# [Records shown]
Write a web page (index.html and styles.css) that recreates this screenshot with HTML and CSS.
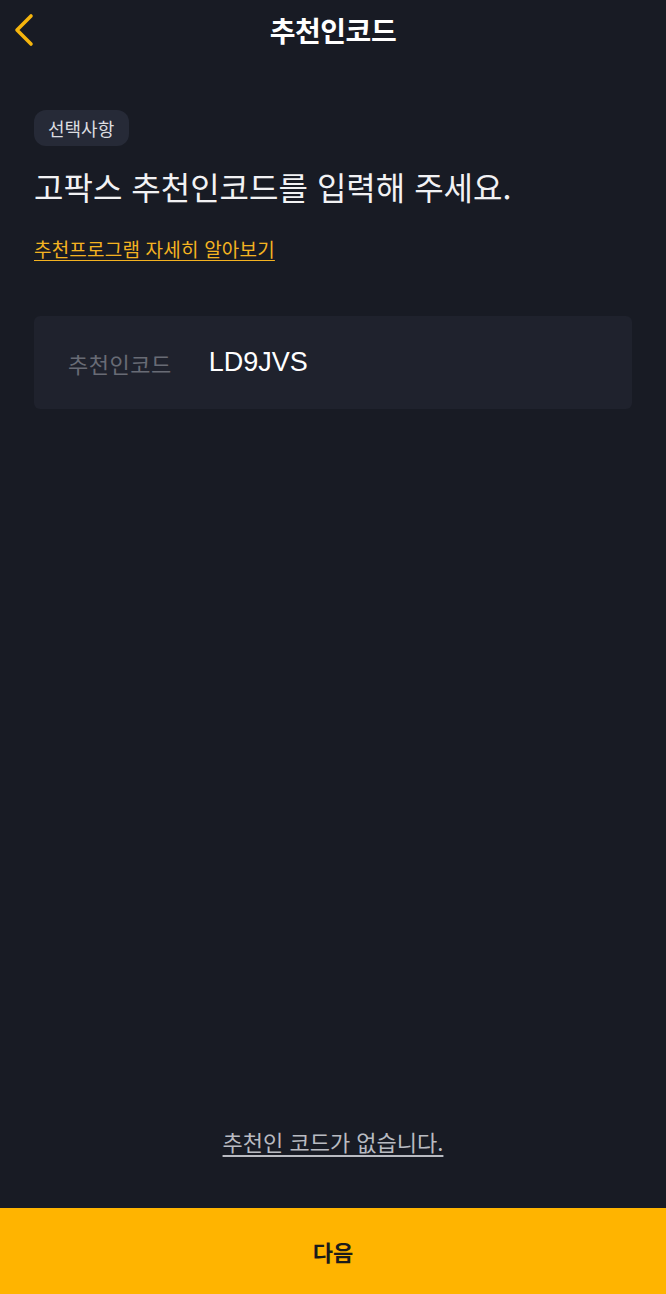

---

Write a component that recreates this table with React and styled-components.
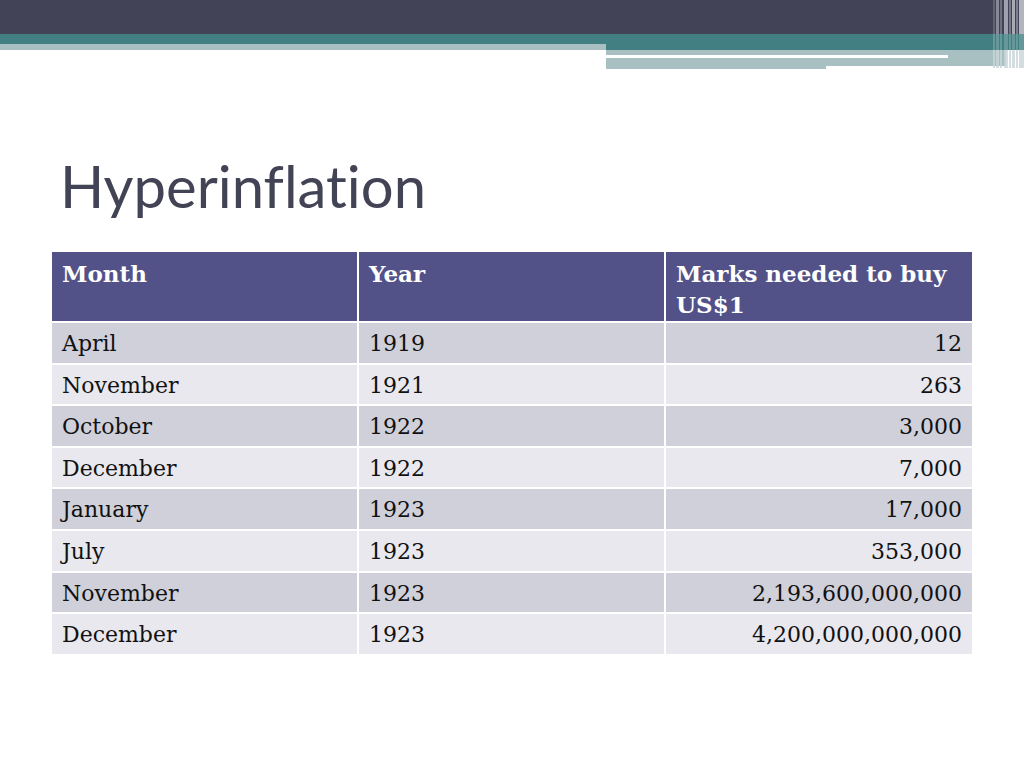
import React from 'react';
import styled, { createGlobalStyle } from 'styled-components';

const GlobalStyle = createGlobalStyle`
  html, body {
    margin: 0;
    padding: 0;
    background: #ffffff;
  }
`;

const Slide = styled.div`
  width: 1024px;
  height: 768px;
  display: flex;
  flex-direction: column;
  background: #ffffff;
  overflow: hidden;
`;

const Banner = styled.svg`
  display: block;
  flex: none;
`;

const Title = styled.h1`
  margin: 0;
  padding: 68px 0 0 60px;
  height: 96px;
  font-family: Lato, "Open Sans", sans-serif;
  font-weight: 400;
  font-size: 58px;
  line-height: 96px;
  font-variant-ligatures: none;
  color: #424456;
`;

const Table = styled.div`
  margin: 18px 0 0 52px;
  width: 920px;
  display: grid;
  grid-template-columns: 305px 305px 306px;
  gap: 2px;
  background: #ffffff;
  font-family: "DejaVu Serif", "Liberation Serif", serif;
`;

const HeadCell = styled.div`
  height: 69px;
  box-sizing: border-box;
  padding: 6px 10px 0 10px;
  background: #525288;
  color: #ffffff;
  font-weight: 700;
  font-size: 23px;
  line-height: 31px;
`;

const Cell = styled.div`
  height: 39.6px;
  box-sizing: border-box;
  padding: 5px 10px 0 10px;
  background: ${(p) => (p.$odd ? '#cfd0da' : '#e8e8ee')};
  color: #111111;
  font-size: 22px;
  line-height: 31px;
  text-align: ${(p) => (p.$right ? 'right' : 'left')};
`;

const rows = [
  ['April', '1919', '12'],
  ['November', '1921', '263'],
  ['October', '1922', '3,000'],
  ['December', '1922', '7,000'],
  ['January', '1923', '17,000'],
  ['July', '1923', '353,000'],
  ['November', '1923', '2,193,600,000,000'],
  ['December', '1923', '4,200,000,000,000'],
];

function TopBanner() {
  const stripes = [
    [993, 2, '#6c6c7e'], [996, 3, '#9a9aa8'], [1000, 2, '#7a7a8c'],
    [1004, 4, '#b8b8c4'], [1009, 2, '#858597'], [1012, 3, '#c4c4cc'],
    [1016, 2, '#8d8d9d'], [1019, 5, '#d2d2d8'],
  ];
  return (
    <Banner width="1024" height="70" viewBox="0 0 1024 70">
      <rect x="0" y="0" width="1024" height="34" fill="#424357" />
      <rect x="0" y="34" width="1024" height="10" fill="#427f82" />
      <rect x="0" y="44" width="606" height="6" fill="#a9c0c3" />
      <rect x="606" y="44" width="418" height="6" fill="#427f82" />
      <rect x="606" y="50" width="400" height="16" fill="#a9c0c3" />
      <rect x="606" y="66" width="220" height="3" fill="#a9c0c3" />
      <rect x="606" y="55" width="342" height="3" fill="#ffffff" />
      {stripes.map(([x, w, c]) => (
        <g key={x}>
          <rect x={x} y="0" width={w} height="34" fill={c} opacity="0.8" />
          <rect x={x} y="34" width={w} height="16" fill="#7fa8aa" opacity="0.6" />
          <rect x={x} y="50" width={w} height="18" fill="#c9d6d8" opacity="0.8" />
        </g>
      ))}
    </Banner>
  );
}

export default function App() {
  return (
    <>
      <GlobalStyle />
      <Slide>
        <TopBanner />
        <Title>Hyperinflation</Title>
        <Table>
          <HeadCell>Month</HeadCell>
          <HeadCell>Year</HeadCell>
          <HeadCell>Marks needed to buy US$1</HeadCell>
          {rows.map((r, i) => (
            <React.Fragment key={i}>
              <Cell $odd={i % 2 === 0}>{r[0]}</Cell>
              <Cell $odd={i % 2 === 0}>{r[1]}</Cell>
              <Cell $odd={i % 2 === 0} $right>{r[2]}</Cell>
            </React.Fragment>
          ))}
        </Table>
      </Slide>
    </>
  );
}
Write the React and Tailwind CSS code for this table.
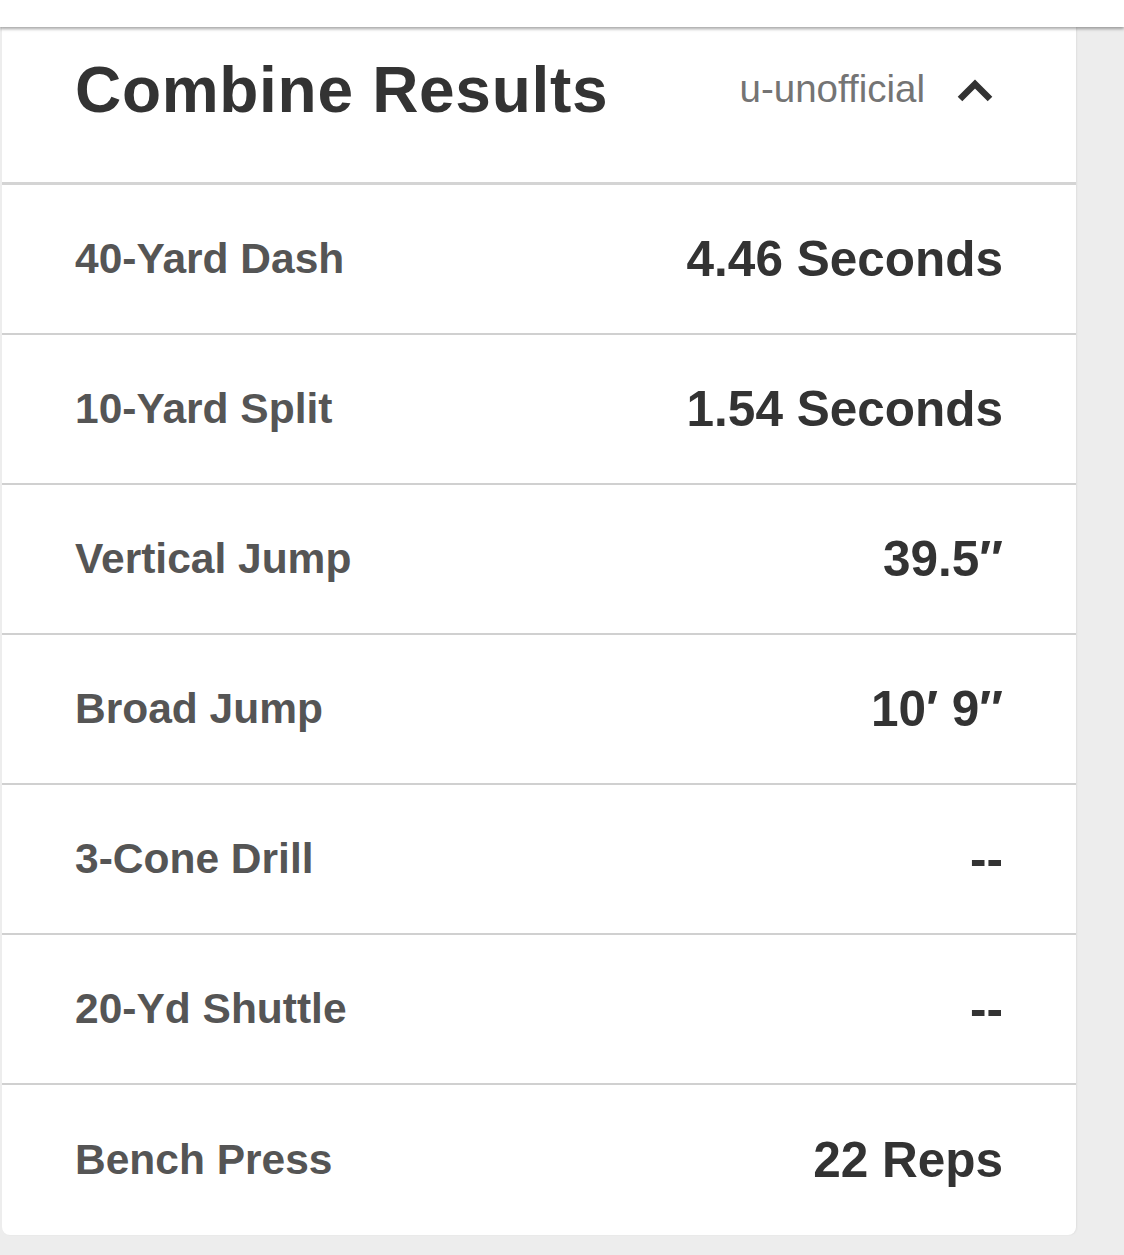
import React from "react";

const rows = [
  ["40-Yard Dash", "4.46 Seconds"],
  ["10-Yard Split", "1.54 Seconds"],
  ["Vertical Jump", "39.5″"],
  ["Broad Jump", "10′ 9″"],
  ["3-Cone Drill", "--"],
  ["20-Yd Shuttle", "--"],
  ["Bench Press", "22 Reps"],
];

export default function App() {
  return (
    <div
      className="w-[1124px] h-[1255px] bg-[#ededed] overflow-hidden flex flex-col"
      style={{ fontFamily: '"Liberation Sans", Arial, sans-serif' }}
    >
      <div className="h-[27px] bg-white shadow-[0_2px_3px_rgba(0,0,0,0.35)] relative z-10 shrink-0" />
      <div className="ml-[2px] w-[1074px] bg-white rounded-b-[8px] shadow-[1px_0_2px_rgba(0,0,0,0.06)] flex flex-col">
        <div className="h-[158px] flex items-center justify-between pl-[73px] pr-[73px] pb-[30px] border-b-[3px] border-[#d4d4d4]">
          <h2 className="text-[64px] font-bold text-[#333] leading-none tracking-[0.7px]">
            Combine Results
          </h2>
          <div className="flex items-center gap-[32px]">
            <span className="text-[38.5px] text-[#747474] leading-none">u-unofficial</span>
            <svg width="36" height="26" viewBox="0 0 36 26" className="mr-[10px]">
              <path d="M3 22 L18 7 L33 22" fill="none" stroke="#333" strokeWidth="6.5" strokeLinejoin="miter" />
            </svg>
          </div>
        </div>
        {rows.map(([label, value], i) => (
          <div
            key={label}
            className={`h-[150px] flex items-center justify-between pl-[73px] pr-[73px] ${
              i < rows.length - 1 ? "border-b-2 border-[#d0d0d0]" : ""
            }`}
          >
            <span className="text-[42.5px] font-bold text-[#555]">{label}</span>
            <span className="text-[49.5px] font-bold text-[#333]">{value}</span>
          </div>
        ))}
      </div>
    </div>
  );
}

---

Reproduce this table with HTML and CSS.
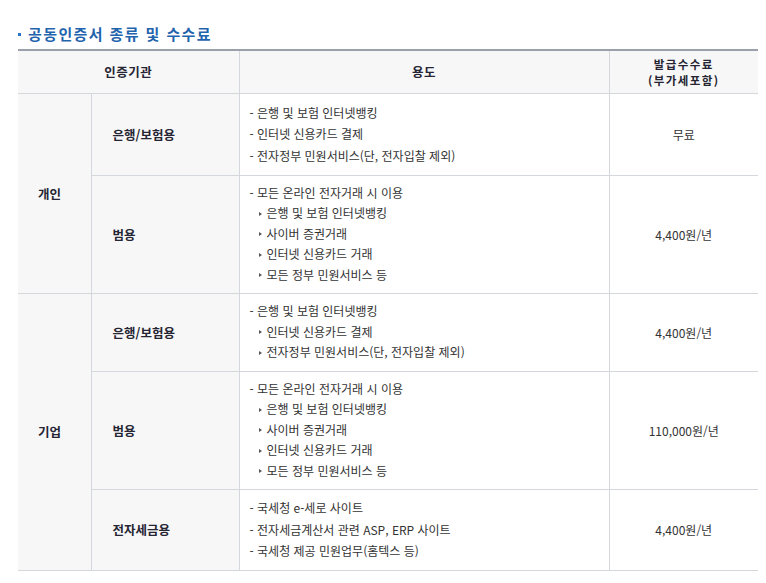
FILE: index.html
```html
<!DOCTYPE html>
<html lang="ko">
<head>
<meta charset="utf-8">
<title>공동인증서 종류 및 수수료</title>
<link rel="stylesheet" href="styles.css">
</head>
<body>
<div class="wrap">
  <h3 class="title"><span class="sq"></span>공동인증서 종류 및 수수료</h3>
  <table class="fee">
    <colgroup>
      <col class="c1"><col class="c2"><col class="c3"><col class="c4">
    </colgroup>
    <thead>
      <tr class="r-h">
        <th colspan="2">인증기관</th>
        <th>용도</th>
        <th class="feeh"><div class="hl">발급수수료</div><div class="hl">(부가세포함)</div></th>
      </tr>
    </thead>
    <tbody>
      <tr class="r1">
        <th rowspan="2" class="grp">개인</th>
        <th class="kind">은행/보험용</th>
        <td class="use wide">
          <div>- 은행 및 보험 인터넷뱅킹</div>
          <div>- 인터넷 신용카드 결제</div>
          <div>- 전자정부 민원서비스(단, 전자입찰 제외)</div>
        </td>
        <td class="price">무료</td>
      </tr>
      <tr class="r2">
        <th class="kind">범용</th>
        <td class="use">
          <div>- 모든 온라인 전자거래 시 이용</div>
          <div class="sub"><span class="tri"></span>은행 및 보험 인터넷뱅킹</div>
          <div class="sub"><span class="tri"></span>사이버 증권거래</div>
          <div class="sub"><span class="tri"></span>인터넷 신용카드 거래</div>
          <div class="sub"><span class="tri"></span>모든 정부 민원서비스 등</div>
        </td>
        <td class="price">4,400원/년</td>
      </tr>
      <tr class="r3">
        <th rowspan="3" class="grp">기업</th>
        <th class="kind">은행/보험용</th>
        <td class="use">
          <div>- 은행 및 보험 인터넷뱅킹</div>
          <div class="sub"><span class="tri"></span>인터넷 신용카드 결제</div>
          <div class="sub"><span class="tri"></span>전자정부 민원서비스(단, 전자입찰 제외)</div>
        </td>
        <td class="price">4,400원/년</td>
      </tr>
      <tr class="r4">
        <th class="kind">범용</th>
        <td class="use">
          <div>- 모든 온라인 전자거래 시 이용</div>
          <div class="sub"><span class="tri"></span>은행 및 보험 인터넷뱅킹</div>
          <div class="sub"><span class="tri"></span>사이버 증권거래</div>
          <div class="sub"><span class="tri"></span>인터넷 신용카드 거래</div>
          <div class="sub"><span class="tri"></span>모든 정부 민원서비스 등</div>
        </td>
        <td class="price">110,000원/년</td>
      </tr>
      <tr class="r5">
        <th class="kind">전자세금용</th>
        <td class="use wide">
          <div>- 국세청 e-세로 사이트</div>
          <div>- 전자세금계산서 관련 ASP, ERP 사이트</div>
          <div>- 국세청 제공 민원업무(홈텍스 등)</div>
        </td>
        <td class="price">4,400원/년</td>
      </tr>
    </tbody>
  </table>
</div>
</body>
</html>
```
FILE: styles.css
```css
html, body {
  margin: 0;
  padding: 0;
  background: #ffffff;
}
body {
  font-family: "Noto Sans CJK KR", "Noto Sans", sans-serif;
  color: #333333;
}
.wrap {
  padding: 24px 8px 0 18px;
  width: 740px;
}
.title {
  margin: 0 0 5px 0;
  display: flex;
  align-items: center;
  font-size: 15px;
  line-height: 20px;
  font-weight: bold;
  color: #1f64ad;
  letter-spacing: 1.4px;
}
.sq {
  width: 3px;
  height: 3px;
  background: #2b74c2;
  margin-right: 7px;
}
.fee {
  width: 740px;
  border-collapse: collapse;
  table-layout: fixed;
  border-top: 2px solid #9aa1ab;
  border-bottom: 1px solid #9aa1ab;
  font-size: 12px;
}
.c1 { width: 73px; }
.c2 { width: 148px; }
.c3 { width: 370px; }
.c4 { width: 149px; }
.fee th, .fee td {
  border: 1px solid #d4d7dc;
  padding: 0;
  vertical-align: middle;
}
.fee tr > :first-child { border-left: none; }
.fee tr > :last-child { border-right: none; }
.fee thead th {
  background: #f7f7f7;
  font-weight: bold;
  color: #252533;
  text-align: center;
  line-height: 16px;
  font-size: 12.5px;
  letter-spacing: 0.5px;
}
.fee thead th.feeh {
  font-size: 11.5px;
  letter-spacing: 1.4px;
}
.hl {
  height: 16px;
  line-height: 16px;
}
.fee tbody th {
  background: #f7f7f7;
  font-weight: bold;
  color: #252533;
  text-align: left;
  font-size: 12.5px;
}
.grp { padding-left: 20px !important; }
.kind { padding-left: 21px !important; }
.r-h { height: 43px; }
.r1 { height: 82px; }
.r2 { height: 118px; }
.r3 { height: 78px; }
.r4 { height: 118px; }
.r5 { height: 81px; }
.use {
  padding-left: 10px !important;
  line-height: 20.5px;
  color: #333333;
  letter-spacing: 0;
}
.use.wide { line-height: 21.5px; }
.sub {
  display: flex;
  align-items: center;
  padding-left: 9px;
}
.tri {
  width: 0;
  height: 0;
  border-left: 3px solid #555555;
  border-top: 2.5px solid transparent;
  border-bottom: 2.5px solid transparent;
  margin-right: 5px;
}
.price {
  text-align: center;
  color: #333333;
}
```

# [Stated exercise]
Gather up the lines that contain the word "styles".

# [Output for this task]
Write a web page (index.html and styles.css) that recreates this screenshot with HTML and CSS.
<link rel="stylesheet" href="styles.css">
FILE: styles.css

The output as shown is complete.